● **Task instructions**:
Nothing in the data should change when you return it, but leave the pictures out.

• • • • • • •

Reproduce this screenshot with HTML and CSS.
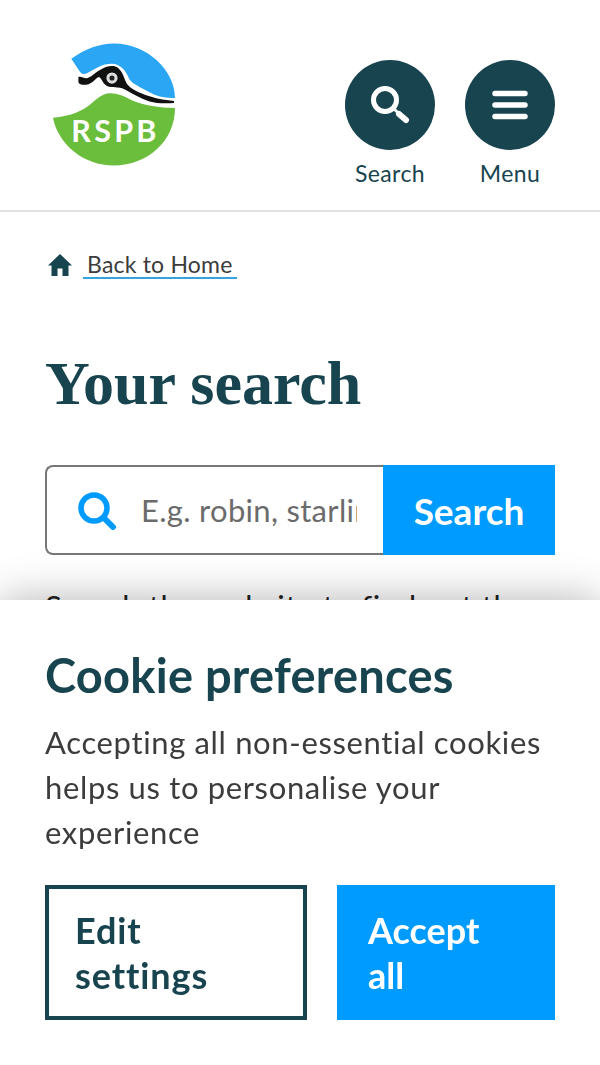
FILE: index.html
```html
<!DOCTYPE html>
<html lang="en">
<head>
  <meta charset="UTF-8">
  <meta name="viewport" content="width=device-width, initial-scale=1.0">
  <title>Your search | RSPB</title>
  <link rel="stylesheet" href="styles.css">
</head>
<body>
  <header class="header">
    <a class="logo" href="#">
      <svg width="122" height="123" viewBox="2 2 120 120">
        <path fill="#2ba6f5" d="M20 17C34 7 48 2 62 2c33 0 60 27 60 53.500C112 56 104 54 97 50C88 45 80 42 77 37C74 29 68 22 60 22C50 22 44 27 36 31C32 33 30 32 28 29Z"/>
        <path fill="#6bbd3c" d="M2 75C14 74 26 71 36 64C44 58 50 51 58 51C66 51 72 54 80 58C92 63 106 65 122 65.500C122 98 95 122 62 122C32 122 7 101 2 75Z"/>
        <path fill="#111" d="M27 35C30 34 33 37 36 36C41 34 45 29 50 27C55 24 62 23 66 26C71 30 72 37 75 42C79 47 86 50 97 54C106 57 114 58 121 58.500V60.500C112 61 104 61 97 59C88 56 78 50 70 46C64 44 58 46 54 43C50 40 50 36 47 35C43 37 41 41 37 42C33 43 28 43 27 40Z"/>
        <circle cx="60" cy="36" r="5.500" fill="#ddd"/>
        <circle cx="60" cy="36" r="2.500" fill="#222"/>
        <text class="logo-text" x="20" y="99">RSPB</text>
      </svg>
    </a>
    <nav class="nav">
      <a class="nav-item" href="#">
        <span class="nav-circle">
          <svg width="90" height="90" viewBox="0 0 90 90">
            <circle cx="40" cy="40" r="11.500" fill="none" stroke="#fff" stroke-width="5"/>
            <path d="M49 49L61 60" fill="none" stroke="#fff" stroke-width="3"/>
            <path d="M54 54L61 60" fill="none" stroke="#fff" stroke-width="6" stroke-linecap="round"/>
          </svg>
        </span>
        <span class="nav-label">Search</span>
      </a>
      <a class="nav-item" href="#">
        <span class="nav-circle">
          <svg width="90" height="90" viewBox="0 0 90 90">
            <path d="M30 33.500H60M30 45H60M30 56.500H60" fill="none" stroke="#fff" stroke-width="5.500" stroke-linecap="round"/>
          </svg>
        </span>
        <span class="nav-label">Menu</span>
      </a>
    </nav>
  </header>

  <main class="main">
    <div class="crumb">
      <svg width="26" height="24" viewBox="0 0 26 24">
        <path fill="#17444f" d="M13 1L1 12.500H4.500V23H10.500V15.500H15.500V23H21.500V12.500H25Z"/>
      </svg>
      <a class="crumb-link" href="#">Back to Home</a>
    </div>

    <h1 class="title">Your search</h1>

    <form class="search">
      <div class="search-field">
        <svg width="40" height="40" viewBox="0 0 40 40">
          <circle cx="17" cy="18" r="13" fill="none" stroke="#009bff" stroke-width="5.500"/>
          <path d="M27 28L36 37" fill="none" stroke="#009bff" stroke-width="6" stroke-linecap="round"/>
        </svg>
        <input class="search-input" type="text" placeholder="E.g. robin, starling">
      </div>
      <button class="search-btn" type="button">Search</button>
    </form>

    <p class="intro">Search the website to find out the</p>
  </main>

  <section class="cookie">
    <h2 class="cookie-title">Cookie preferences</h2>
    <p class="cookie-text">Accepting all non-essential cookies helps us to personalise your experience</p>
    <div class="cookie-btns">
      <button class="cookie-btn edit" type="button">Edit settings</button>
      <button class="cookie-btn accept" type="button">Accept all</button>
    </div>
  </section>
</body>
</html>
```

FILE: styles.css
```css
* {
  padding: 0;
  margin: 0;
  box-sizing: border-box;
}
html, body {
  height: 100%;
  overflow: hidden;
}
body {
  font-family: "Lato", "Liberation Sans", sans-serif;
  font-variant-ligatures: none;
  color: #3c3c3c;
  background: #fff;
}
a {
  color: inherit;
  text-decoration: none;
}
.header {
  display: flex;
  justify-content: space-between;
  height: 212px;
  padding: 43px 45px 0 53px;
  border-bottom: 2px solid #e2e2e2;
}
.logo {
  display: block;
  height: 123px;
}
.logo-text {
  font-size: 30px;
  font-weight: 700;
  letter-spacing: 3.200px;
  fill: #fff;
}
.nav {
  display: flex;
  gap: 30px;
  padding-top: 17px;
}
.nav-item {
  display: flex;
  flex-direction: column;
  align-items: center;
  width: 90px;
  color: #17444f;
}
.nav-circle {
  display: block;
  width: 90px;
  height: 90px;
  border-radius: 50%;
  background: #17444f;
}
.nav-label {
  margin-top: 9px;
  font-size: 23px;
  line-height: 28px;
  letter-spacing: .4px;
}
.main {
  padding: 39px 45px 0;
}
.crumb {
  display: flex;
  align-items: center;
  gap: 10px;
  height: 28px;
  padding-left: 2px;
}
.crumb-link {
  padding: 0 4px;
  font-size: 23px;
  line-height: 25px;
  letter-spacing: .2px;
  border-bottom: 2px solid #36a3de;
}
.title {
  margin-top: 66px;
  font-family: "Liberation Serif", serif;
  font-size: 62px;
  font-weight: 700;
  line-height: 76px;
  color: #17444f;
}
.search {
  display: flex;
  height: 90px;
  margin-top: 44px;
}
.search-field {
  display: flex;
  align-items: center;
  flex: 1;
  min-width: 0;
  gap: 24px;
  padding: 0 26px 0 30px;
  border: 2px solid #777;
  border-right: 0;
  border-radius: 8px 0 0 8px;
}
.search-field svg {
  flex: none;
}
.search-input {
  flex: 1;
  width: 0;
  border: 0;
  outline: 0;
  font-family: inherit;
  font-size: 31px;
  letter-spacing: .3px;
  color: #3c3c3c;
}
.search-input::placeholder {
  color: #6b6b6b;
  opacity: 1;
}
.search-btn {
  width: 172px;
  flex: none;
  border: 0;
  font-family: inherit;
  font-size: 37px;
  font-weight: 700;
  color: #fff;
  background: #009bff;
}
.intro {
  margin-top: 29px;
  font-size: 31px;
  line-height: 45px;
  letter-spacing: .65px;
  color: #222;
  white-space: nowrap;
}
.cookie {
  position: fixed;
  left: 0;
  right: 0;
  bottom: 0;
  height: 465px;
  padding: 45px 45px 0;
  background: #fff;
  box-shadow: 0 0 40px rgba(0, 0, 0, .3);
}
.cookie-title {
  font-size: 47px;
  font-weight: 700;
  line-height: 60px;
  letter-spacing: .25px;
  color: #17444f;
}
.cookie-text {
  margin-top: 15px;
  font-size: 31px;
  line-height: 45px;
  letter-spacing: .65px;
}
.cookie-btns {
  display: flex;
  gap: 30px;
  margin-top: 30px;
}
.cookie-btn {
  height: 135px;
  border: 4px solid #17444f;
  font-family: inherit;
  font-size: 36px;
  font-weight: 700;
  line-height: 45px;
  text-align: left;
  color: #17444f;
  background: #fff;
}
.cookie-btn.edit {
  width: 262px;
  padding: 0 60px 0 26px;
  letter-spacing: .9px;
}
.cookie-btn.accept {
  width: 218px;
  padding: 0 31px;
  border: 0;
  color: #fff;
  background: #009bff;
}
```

• • • • • • •

● **Solution for this task**:
Reproduce this screenshot with HTML and CSS.
FILE: index.html
```html
<!DOCTYPE html>
<html lang="en">
<head>
  <meta charset="UTF-8">
  <meta name="viewport" content="width=device-width, initial-scale=1.0">
  <title>Your search | RSPB</title>
  <link rel="stylesheet" href="styles.css">
</head>
<body>
  <header class="header">
    <a class="logo" href="#">
      <svg width="122" height="123" viewBox="2 2 120 120">
        <path fill="#2ba6f5" d="M20 17C34 7 48 2 62 2c33 0 60 27 60 53.500C112 56 104 54 97 50C88 45 80 42 77 37C74 29 68 22 60 22C50 22 44 27 36 31C32 33 30 32 28 29Z"/>
        <path fill="#6bbd3c" d="M2 75C14 74 26 71 36 64C44 58 50 51 58 51C66 51 72 54 80 58C92 63 106 65 122 65.500C122 98 95 122 62 122C32 122 7 101 2 75Z"/>
        <path fill="#111" d="M27 35C30 34 33 37 36 36C41 34 45 29 50 27C55 24 62 23 66 26C71 30 72 37 75 42C79 47 86 50 97 54C106 57 114 58 121 58.500V60.500C112 61 104 61 97 59C88 56 78 50 70 46C64 44 58 46 54 43C50 40 50 36 47 35C43 37 41 41 37 42C33 43 28 43 27 40Z"/>
        <circle cx="60" cy="36" r="5.500" fill="#ddd"/>
        <circle cx="60" cy="36" r="2.500" fill="#222"/>
        <text class="logo-text" x="20" y="99">RSPB</text>
      </svg>
    </a>
    <nav class="nav">
      <a class="nav-item" href="#">
        <span class="nav-circle">
          <svg width="90" height="90" viewBox="0 0 90 90">
            <circle cx="40" cy="40" r="11.500" fill="none" stroke="#fff" stroke-width="5"/>
            <path d="M49 49L61 60" fill="none" stroke="#fff" stroke-width="3"/>
            <path d="M54 54L61 60" fill="none" stroke="#fff" stroke-width="6" stroke-linecap="round"/>
          </svg>
        </span>
        <span class="nav-label">Search</span>
      </a>
      <a class="nav-item" href="#">
        <span class="nav-circle">
          <svg width="90" height="90" viewBox="0 0 90 90">
            <path d="M30 33.500H60M30 45H60M30 56.500H60" fill="none" stroke="#fff" stroke-width="5.500" stroke-linecap="round"/>
          </svg>
        </span>
        <span class="nav-label">Menu</span>
      </a>
    </nav>
  </header>

  <main class="main">
    <div class="crumb">
      <svg width="26" height="24" viewBox="0 0 26 24">
        <path fill="#17444f" d="M13 1L1 12.500H4.500V23H10.500V15.500H15.500V23H21.500V12.500H25Z"/>
      </svg>
      <a class="crumb-link" href="#">Back to Home</a>
    </div>

    <h1 class="title">Your search</h1>

    <form class="search">
      <div class="search-field">
        <svg width="40" height="40" viewBox="0 0 40 40">
          <circle cx="17" cy="18" r="13" fill="none" stroke="#009bff" stroke-width="5.500"/>
          <path d="M27 28L36 37" fill="none" stroke="#009bff" stroke-width="6" stroke-linecap="round"/>
        </svg>
        <input class="search-input" type="text" placeholder="E.g. robin, starling">
      </div>
      <button class="search-btn" type="button">Search</button>
    </form>

    <p class="intro">Search the website to find out the</p>
  </main>

  <section class="cookie">
    <h2 class="cookie-title">Cookie preferences</h2>
    <p class="cookie-text">Accepting all non-essential cookies helps us to personalise your experience</p>
    <div class="cookie-btns">
      <button class="cookie-btn edit" type="button">Edit settings</button>
      <button class="cookie-btn accept" type="button">Accept all</button>
    </div>
  </section>
</body>
</html>
```

FILE: styles.css
```css
* {
  padding: 0;
  margin: 0;
  box-sizing: border-box;
}
html, body {
  height: 100%;
  overflow: hidden;
}
body {
  font-family: "Lato", "Liberation Sans", sans-serif;
  font-variant-ligatures: none;
  color: #3c3c3c;
  background: #fff;
}
a {
  color: inherit;
  text-decoration: none;
}
.header {
  display: flex;
  justify-content: space-between;
  height: 212px;
  padding: 43px 45px 0 53px;
  border-bottom: 2px solid #e2e2e2;
}
.logo {
  display: block;
  height: 123px;
}
.logo-text {
  font-size: 30px;
  font-weight: 700;
  letter-spacing: 3.200px;
  fill: #fff;
}
.nav {
  display: flex;
  gap: 30px;
  padding-top: 17px;
}
.nav-item {
  display: flex;
  flex-direction: column;
  align-items: center;
  width: 90px;
  color: #17444f;
}
.nav-circle {
  display: block;
  width: 90px;
  height: 90px;
  border-radius: 50%;
  background: #17444f;
}
.nav-label {
  margin-top: 9px;
  font-size: 23px;
  line-height: 28px;
  letter-spacing: .4px;
}
.main {
  padding: 39px 45px 0;
}
.crumb {
  display: flex;
  align-items: center;
  gap: 10px;
  height: 28px;
  padding-left: 2px;
}
.crumb-link {
  padding: 0 4px;
  font-size: 23px;
  line-height: 25px;
  letter-spacing: .2px;
  border-bottom: 2px solid #36a3de;
}
.title {
  margin-top: 66px;
  font-family: "Liberation Serif", serif;
  font-size: 62px;
  font-weight: 700;
  line-height: 76px;
  color: #17444f;
}
.search {
  display: flex;
  height: 90px;
  margin-top: 44px;
}
.search-field {
  display: flex;
  align-items: center;
  flex: 1;
  min-width: 0;
  gap: 24px;
  padding: 0 26px 0 30px;
  border: 2px solid #777;
  border-right: 0;
  border-radius: 8px 0 0 8px;
}
.search-field svg {
  flex: none;
}
.search-input {
  flex: 1;
  width: 0;
  border: 0;
  outline: 0;
  font-family: inherit;
  font-size: 31px;
  letter-spacing: .3px;
  color: #3c3c3c;
}
.search-input::placeholder {
  color: #6b6b6b;
  opacity: 1;
}
.search-btn {
  width: 172px;
  flex: none;
  border: 0;
  font-family: inherit;
  font-size: 37px;
  font-weight: 700;
  color: #fff;
  background: #009bff;
}
.intro {
  margin-top: 29px;
  font-size: 31px;
  line-height: 45px;
  letter-spacing: .65px;
  color: #222;
  white-space: nowrap;
}
.cookie {
  position: fixed;
  left: 0;
  right: 0;
  bottom: 0;
  height: 465px;
  padding: 45px 45px 0;
  background: #fff;
  box-shadow: 0 0 40px rgba(0, 0, 0, .3);
}
.cookie-title {
  font-size: 47px;
  font-weight: 700;
  line-height: 60px;
  letter-spacing: .25px;
  color: #17444f;
}
.cookie-text {
  margin-top: 15px;
  font-size: 31px;
  line-height: 45px;
  letter-spacing: .65px;
}
.cookie-btns {
  display: flex;
  gap: 30px;
  margin-top: 30px;
}
.cookie-btn {
  height: 135px;
  border: 4px solid #17444f;
  font-family: inherit;
  font-size: 36px;
  font-weight: 700;
  line-height: 45px;
  text-align: left;
  color: #17444f;
  background: #fff;
}
.cookie-btn.edit {
  width: 262px;
  padding: 0 60px 0 26px;
  letter-spacing: .9px;
}
.cookie-btn.accept {
  width: 218px;
  padding: 0 31px;
  border: 0;
  color: #fff;
  background: #009bff;
}
```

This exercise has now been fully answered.